I continuously monitor the list of best performing stocks to identify potential momentum plays. It may seem obvious to simply jump on these juggernauts and enjoy the ride ... If only it were that simple.
Many questions need to be answered before putting assets at risk. Have we missed the move completely or is this the first leg of an extended rally? Should we wait for the steam to evaporate and the stock to simmer down before opening a position? After parabolic moves, most stocks rest or retreat up to 10% or more before continuing upward (If they ever do). Has the stock run into the stratosphere and exhibiting bubble like characteristics? This leaves us with quite a conundrum. We all know that past performance is not a sure-fire indicator of future success. On the other hand, these stocks are performing extremely well and could provide substantial returns.
It's easy to feel like you have missed out when you see a stock up over 50% for the quarter. Typically, if a stock has run up significantly in a short time, it increases the odds of the stock correcting in the near-term considerably. Nonetheless, we have all seen the performance of stocks the likes of Priceline, Apple and Amazon (AMZN), which have shot up more than 10 fold in recent years. One of the greatest stock returns of all time was Warren Buffett's purchase of a stake in the Washington Post Company (WPO). This one investment subsequently provided Buffett with more than a hundred fold return.
I will continue monitoring these stocks further to determine the precise timing to create a position. They all seem well positioned to benefit from each of their respective sector's burgeoning demands spurred by numerous positive catalysts.
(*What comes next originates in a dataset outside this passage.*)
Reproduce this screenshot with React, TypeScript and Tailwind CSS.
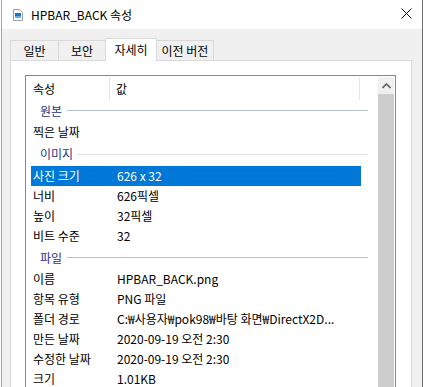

Use this information as a starting point for your own due diligence and research methods before determining whether or not to buy or sell a security. If you choose to start a position in any stock, I suggest layering in a quarter at a time on a weekly basis to reduce risk and setting a 5% trailing stop loss order to minimize losses. Additionally, I would suggest buying a basket of these high fliers rather than just one, based on the speculative natural of investing in stocks with such recent significant moves.